Let $f : \mathbb R \rightarrow \mathbb R$ satisfy $f(x) \le x$ and $f(x+y) \le f(x)+f(y)$ for all $x,y \in \mathbb R$. Show that $f(x)=x$.

Question

Let $f : \mathbb R \rightarrow \mathbb R$ satisfy $$f(x) \le x$$ and $$f(x+y) \le f(x)+f(y)$$ for all $x,y \in \mathbb R$. Show that $f(x)=x$.

I already know that $f(0) = 0$ but I don’t know how to do next. Thank you very much for helping!

Answer 1

Let $f:\mathbb{R}$ satisfy

(a) $f(x)\leq x$ for each $x\in\mathbb{R}$, and

(b) $f(x+y)\leq f(x)+f(y)$ for all $x,y\in\mathbb{R}$.

From (b), with $x,y:=0$, we get $f(0)\geq 0$. However, by (a), we conclude that $f(0)=0$.

Now, using (a), we have $f(-x)\leq -x$ for each $x\in\mathbb{R}$. Now, plug in $y:=-x$ in (b) to get $$0=f(0)=f\big(x+(-x)\big)\leq f(x)+f(-x)\leq x+(-x)=0\,.$$ This implies $f(x)+f(-x)=0$ (and in fact, at this point, it already follows that $f(x)=x$ for all $x\in\mathbb{R}$). Hence, $f(-x)=-f(x)$ for all $x\in\mathbb{R}$.

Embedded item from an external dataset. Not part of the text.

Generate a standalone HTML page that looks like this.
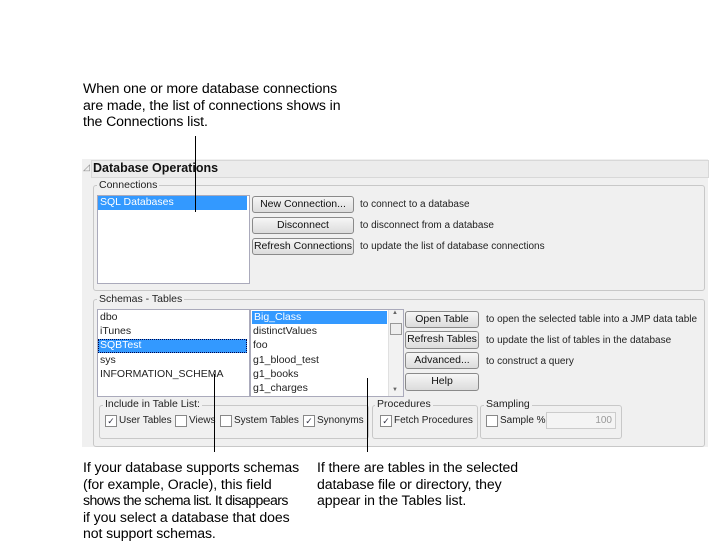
<!DOCTYPE html>
<html><head><style>
body{margin:0;width:711px;height:549px;background:#fff;position:relative;overflow:hidden;font-family:"Liberation Sans",sans-serif}
.a{position:absolute;white-space:nowrap}
.ann{font-size:14.1px;line-height:16.5px;color:#000;letter-spacing:-0.1px}
.ui{font-family:"Liberation Sans",sans-serif;font-size:10px;color:#222}
.box{position:absolute;border:1px solid #c8c8c8;border-radius:3px}
.lg{position:absolute;background:#f0f0f0;padding:0 2px;font-size:10.5px;color:#222;font-family:"Liberation Sans",sans-serif;white-space:nowrap}
.list{position:absolute;background:#fff;border:1px solid #aab;overflow:hidden}
.btn{position:absolute;border:1px solid #8a8a8a;border-radius:3px;background:linear-gradient(#f6f6f6,#dcdcdc);text-align:center;font-family:"Liberation Sans",sans-serif;font-size:10.5px;line-height:15px;color:#111;white-space:nowrap}
.it{position:absolute;left:2px;font-family:"Liberation Sans",sans-serif;font-size:10.5px;color:#222;white-space:nowrap;line-height:13px}
.sel{background:#3399ff;color:#fff}
.cb{position:absolute;width:10px;height:10px;border:1px solid #888;background:#fff;font-size:9px;line-height:10px;text-align:center;color:#334}
.vl{position:absolute;width:1px;background:#000}
</style></head><body>
<div class="a ann" style="left:83px;top:80px">When one or more database connections<br>are made, the list of connections shows in<br>the Connections list.</div>

<div class="a" style="left:82px;top:159px;width:626px;height:288px;background:#f0f0f0"></div>
<div class="a" style="left:91px;top:160px;width:616px;height:16px;border:1px solid #d8d8d8;background:#ececec"></div>
<div class="a" style="left:83px;top:162px;font-size:9px;color:#888">◿</div>
<div class="a" style="left:93px;top:161px;font-size:12.5px;font-weight:bold;color:#111;font-family:'Liberation Sans',sans-serif">Database Operations</div>

<div class="box" style="left:93px;top:185px;width:610px;height:104px"></div>
<div class="lg" style="left:97px;top:179px">Connections</div>
<div class="list" style="left:97px;top:195px;width:151px;height:87px">
<div class="it sel" style="left:0;top:0;width:147px;padding-left:2px;height:14px">SQL Databases</div></div>
<div class="btn" style="left:252px;top:196px;width:100px;height:15px">New Connection...</div>
<div class="btn" style="left:252px;top:217px;width:100px;height:15px">Disconnect</div>
<div class="btn" style="left:252px;top:238px;width:100px;height:15px">Refresh Connections</div>
<div class="a ui" style="left:360px;top:199px">to connect to a database</div>
<div class="a ui" style="left:360px;top:220px">to disconnect from a database</div>
<div class="a ui" style="left:360px;top:241px">to update the list of database connections</div>

<div class="box" style="left:93px;top:299px;width:610px;height:146px"></div>
<div class="lg" style="left:97px;top:293px">Schemas - Tables</div>
<div class="list" style="left:97px;top:309px;width:151px;height:86px">
<div class="it" style="top:1px">dbo</div>
<div class="it" style="top:15px">iTunes</div>
<div class="it sel" style="left:0;top:29px;width:147px;padding-left:2px;height:14px;outline:1px dotted #004;outline-offset:-1px">SQBTest</div>
<div class="it" style="top:44px">sys</div>
<div class="it" style="top:58px">INFORMATION_SCHEMA</div></div>
<div class="list" style="left:250px;top:309px;width:152px;height:86px">
<div class="it sel" style="left:1px;top:1px;width:133px;padding-left:2px;height:13px">Big_Class</div>
<div class="it" style="top:15px">distinctValues</div>
<div class="it" style="top:29px">foo</div>
<div class="it" style="top:44px">g1_blood_test</div>
<div class="it" style="top:58px">g1_books</div>
<div class="it" style="top:72px">g1_charges</div>
<div class="a" style="left:137px;top:0;width:14px;height:86px;background:#f2f2f2;border-left:1px solid #e0e0e0"></div>
<div class="a" style="left:139px;top:13px;width:10px;height:10px;border:1px solid #999;background:#eee"></div>
<div class="a" style="left:141px;top:0;font-size:6px;color:#666">▲</div>
<div class="a" style="left:141px;top:77px;font-size:6px;color:#666">▼</div>
</div>
<div class="btn" style="left:405px;top:311px;width:72px;height:15px">Open Table</div>
<div class="btn" style="left:405px;top:331px;width:72px;height:16px">Refresh Tables</div>
<div class="btn" style="left:405px;top:352px;width:72px;height:15px">Advanced...</div>
<div class="btn" style="left:405px;top:373px;width:72px;height:16px">Help</div>
<div class="a ui" style="left:486px;top:314px">to open the selected table into a JMP data table</div>
<div class="a ui" style="left:486px;top:335px">to update the list of tables in the database</div>
<div class="a ui" style="left:486px;top:356px">to construct a query</div>

<div class="box" style="left:99px;top:405px;width:268px;height:32px"></div>
<div class="lg" style="left:103px;top:398px">Include in Table List:</div>
<div class="cb" style="left:105px;top:415px">✓</div><div class="a ui" style="left:119px;top:415px">User Tables</div>
<div class="cb" style="left:175px;top:415px"></div><div class="a ui" style="left:189px;top:415px">Views</div>
<div class="cb" style="left:220px;top:415px"></div><div class="a ui" style="left:234px;top:415px">System Tables</div>
<div class="cb" style="left:303px;top:415px">✓</div><div class="a ui" style="left:317px;top:415px">Synonyms</div>
<div class="box" style="left:372px;top:405px;width:104px;height:32px"></div>
<div class="lg" style="left:375px;top:398px">Procedures</div>
<div class="cb" style="left:380px;top:415px">✓</div><div class="a ui" style="left:394px;top:415px">Fetch Procedures</div>
<div class="box" style="left:480px;top:405px;width:140px;height:32px"></div>
<div class="lg" style="left:484px;top:398px">Sampling</div>
<div class="cb" style="left:486px;top:415px"></div><div class="a ui" style="left:500px;top:415px">Sample %</div>
<div class="a ui" style="left:546px;top:412px;width:68px;height:15px;border:1px solid #ccc;background:#f4f4f4;text-align:right;color:#999;line-height:15px"><span style="padding-right:3px">100</span></div>

<div class="vl" style="left:195px;top:136px;height:76px"></div>
<div class="vl" style="left:214px;top:374px;height:78px"></div>
<div class="vl" style="left:367px;top:378px;height:74px"></div>

<div class="a ann" style="left:83px;top:459px">If your database supports schemas<br>(for example, Oracle), this field<br><span style="letter-spacing:-0.6px">shows the schema list. It disappears</span><br>if you select a database that does<br>not support schemas.</div>
<div class="a ann" style="left:317px;top:459px">If there are tables in the selected<br>database file or directory, they<br>appear in the Tables list.</div>
</body></html>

Using (a), we have $$-f(x)=f(-x)\leq -x\,,$$ or $$f(x)\geq x$$ for every $x\in\mathbb{R}$. By (a), we see that $f(x)=x$ for every $x\in\mathbb{R}$.

Answer 2

By pluging in $a$ and $-a$:

$\forall a\in \mathbb{R}: f(a)+f(-a)\ge f(0) = 0$

from what was given, $f(a) \le a,f(-a) \le-a$

So: $f(a)-a \ge f(a)+f(-a) \ge 0 \to f(a) \ge a$ (True because $-a \ge f(-a)$ )

We have that $f(a) \le a $

and also that $f(a) \ge a$

So $f(a)=a$

Answer 3

From the second inequality, $f(x+h)\leq f(x)+f(h)$ so that, $$\lim_{h\to 0^+} \frac{f(x+h)-f(x)}{h}\leq \lim_{h\to 0^+} \frac{f(x)+f(h)-f(x)}{h}=\lim_{h\to 0^+} \frac{f(h)}{h}$$ But from the first inequality in the question, $f(h)/h\leq 1$ so that, $$\lim_{h\to 0^+} \frac{f(x+h)-f(x)}{h}\leq \lim_{h\to 0^+} \frac{f(h)}{h}\leq 1$$ Similarly, $$\lim_{h\to 0^+} \frac{f(x)-f(x-h)}{h}\geq \lim_{h\to 0^+} \frac{f(x)-(f(x)+f(-h))}{h}=\lim_{h\to 0^+} \frac{f(-h)}{-h}$$ But $f(-h)/(-h)\geq 1$ (inequality reverses when dividing by a negative number and $-h<0$ since $h>0$). Thus we get, $$\lim_{h\to 0^+} \frac{f(x)-f(x-h)}{h}\geq \lim_{h\to 0^+} \frac{f(-h)}{-h}\geq 1$$

On the other hand, for $h>0$, $$\frac{f(x+h)-f(x)}{h}=\frac{f(x+h)-f((x+h)+(-h))}{h}\geq \frac{f(-h)}{-h}\geq 1$$ and $$\frac{f(x)-f(x-h)}{h}=\frac{f((x-h)+h)-f(x-h)}{h}\leq \frac{f(h)}{h}\leq 1$$

Therefore $f'(x)$ exists and $f'(x)=1$ (particularly, the fact that limit of a function strictly dominated by another function is less than or equal to limit of the other function is used).

This means that $f(x)=x+c$, where the integration constant $c=0$ because $f(0)=0$.

Thanks to Batominovski for supplying the proof for differentiability of this function.